Exercise requirements –
Scan the listing below. Report each line that includes "React".
** start Task data **
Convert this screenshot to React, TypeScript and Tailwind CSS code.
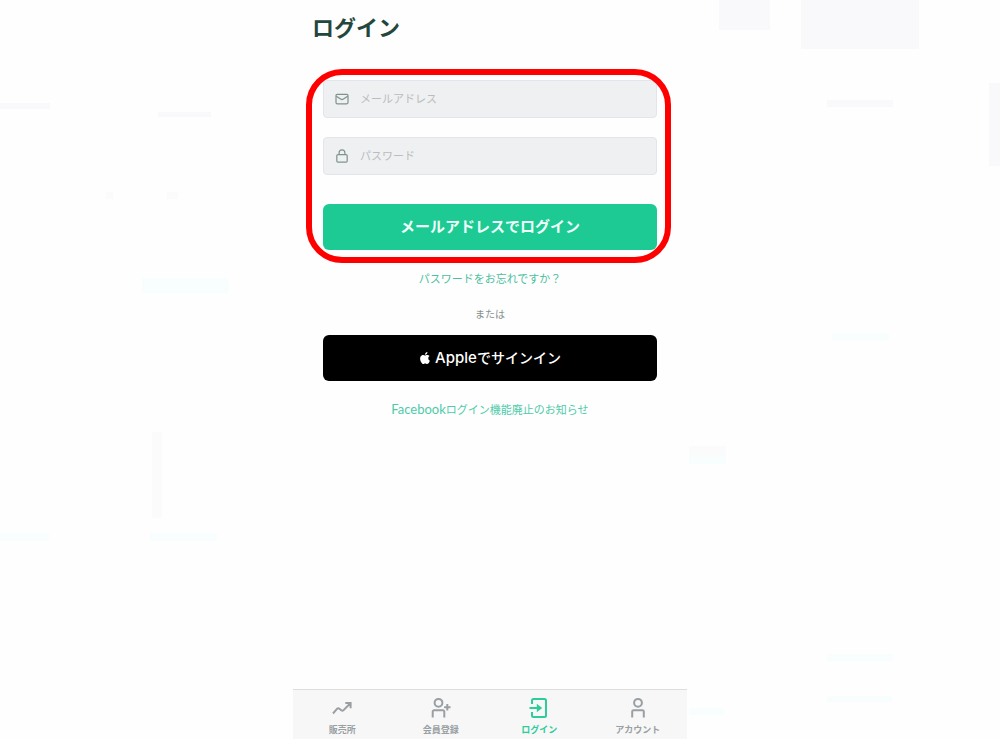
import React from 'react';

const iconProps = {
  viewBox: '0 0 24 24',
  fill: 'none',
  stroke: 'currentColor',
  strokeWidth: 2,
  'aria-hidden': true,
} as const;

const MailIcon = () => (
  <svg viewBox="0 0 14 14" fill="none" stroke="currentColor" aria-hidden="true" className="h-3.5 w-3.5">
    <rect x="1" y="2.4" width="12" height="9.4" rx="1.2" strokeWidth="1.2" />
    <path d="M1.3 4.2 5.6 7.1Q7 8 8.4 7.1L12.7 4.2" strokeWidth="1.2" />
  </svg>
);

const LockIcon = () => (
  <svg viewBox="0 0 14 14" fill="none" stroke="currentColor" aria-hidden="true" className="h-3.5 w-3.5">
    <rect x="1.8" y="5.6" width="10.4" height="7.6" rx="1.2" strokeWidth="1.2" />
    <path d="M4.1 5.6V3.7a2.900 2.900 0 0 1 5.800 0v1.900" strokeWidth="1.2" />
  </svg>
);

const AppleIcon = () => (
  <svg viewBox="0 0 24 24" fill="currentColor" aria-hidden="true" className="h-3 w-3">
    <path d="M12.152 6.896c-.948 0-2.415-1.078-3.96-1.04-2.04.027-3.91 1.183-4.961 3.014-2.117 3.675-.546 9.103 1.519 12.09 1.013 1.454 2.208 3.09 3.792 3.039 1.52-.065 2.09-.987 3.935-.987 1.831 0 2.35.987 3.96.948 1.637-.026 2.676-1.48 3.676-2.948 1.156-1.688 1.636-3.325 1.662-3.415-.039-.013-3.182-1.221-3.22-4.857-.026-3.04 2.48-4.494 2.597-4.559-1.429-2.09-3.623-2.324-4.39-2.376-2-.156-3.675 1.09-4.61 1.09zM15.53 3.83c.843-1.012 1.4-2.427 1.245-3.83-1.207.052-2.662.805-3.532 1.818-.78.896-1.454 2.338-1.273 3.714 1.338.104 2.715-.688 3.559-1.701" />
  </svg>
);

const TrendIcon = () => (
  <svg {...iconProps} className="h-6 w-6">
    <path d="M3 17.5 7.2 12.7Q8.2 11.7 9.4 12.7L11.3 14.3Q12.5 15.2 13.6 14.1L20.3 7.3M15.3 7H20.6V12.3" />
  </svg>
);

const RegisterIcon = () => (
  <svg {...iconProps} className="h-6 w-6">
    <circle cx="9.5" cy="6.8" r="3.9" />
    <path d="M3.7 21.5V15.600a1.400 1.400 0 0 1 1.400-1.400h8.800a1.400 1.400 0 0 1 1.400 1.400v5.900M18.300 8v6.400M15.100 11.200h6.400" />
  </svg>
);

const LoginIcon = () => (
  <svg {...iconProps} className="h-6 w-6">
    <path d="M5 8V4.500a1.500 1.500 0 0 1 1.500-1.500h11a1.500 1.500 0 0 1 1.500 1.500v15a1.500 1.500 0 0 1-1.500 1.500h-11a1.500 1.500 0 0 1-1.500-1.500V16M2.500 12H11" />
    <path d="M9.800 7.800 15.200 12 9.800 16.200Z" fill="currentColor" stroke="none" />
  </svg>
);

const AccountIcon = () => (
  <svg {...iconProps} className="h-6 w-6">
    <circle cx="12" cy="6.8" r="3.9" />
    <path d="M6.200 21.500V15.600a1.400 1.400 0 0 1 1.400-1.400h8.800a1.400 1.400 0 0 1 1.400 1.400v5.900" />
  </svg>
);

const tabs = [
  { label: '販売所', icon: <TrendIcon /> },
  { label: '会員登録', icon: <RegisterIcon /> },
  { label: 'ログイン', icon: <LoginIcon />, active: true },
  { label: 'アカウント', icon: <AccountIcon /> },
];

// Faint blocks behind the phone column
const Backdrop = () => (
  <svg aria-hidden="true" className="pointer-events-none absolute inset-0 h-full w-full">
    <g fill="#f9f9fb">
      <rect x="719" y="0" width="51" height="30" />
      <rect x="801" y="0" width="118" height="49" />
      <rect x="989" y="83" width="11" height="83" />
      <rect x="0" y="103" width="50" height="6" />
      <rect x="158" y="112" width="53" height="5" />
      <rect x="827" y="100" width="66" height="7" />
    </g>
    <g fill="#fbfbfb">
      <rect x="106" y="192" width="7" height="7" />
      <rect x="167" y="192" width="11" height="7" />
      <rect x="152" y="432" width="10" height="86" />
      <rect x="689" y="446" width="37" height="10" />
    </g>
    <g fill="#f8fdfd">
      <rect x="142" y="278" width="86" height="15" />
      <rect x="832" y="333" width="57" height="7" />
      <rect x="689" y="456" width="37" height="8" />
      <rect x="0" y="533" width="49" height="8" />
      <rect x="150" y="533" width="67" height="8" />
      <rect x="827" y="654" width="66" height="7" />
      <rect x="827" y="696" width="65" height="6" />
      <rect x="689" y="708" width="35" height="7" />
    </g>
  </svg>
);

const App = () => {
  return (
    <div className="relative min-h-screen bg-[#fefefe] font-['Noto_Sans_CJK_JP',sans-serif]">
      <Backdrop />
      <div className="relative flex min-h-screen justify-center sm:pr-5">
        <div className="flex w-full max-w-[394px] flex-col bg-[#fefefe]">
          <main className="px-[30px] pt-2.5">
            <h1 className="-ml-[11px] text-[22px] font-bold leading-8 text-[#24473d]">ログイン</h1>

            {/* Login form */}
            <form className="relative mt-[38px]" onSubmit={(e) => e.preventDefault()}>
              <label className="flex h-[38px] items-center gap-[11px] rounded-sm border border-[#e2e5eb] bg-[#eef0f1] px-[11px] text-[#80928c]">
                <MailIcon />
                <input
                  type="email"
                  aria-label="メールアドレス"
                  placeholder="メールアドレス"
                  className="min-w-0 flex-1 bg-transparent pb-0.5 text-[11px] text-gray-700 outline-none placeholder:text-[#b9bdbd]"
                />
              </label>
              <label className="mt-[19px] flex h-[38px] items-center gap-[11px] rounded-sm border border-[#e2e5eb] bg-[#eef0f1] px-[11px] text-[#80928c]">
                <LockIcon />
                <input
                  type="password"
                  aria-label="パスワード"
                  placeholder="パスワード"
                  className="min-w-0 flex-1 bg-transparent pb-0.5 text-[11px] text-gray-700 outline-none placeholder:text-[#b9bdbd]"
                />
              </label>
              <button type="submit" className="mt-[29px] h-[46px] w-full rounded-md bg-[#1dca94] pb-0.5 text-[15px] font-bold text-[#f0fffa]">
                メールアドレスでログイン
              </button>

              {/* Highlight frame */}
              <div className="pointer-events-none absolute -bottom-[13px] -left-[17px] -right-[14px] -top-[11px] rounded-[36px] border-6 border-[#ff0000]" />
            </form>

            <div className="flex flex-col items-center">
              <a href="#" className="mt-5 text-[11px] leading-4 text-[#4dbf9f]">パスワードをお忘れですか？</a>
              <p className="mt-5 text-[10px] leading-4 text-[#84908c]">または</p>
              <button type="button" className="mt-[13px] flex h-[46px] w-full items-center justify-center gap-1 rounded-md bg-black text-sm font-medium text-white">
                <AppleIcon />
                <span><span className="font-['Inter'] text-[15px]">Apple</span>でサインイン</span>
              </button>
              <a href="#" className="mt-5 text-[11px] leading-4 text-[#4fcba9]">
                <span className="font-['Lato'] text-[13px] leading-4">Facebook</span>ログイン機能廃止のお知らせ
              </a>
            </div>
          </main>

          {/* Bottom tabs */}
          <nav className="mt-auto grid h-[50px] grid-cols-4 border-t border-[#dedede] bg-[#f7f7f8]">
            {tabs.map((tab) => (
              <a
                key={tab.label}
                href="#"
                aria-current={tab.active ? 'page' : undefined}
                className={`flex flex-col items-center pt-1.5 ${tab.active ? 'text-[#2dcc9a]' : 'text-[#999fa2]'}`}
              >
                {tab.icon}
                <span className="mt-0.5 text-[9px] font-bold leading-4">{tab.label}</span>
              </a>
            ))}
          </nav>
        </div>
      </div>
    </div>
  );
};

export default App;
** end Task data **
** start Task data **
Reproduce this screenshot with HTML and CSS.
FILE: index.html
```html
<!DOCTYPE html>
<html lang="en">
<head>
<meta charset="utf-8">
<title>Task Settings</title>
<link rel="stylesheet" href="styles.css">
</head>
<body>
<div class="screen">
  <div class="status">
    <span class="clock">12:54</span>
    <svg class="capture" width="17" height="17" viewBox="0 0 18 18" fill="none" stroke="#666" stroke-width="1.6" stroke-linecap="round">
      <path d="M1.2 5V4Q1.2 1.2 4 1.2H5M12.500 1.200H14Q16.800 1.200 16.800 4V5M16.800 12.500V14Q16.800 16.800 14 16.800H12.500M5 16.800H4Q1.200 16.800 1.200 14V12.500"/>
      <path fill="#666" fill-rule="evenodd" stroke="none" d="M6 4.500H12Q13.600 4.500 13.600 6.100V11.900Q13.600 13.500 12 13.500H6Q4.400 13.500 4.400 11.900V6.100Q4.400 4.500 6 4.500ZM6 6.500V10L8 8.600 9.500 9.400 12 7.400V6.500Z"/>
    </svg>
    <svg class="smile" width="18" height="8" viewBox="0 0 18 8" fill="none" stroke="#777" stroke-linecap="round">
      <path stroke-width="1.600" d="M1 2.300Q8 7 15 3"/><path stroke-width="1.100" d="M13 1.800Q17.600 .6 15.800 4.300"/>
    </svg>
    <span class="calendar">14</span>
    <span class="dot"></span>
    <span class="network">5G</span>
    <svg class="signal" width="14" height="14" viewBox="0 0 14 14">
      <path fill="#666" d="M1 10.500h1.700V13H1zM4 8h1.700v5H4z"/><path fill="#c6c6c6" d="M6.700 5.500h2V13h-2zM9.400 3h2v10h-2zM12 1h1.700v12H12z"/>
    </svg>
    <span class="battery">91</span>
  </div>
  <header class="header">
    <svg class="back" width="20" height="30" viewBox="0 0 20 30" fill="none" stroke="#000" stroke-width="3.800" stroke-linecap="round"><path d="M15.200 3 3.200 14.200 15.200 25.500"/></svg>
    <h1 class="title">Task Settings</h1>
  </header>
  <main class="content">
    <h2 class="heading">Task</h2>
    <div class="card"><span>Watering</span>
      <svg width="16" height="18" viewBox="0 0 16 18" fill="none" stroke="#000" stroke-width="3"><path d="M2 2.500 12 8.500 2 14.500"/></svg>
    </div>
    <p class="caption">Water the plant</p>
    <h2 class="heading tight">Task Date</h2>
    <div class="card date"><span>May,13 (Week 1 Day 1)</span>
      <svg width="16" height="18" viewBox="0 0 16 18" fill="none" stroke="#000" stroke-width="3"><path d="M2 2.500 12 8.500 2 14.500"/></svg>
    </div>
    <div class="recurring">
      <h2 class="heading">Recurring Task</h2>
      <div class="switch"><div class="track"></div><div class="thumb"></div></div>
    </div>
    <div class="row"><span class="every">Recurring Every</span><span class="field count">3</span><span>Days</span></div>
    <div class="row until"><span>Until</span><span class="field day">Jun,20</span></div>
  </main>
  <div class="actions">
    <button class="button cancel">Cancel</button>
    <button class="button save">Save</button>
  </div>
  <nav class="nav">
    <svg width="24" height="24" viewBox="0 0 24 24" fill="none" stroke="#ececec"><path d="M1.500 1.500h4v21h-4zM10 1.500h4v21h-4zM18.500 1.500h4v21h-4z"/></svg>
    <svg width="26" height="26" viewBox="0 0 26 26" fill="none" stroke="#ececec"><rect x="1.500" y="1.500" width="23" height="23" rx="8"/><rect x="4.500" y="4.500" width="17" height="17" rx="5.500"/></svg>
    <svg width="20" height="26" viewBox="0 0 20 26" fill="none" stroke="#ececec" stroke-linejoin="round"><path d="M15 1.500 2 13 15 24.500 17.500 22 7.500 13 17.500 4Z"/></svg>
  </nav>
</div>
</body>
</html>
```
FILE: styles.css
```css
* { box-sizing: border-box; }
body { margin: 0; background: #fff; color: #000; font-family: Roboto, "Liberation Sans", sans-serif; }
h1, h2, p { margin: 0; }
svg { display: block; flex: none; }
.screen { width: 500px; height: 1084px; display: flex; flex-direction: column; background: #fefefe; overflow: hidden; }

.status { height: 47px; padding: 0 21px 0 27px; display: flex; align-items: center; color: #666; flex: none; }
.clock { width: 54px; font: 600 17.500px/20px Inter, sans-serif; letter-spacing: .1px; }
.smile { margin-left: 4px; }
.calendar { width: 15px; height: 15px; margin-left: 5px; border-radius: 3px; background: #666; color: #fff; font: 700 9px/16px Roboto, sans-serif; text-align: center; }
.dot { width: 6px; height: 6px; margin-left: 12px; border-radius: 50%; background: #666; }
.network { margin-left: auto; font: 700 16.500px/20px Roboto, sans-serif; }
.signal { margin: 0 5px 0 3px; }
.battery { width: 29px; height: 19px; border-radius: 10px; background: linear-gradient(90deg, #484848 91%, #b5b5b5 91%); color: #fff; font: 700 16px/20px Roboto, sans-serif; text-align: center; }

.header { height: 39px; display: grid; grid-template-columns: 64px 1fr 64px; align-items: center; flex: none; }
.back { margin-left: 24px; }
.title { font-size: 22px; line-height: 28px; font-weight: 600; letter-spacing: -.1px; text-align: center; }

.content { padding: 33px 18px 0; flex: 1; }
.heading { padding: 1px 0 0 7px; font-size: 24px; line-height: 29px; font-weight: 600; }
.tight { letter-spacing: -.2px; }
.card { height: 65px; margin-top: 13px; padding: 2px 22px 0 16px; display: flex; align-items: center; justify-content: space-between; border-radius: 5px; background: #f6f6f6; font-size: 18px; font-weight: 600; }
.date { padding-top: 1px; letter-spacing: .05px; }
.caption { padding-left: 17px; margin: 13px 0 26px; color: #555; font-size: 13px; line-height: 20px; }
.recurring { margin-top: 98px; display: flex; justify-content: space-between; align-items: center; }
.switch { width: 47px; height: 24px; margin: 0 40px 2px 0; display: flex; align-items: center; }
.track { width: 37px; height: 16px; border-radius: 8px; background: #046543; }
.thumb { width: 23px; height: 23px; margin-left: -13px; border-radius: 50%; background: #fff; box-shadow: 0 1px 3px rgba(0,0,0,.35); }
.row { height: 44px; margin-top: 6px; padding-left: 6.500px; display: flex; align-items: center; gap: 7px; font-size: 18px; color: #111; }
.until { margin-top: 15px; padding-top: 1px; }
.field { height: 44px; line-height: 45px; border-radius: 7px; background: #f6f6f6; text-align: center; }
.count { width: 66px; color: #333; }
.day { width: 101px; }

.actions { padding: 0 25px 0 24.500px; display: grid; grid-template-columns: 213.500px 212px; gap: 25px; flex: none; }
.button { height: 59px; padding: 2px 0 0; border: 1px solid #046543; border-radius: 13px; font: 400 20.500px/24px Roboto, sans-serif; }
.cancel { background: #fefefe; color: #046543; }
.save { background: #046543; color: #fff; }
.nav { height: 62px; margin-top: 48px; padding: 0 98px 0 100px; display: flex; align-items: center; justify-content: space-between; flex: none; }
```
** end Task data **
Task result –
Convert this screenshot to React, TypeScript and Tailwind CSS code.
import React from 'react';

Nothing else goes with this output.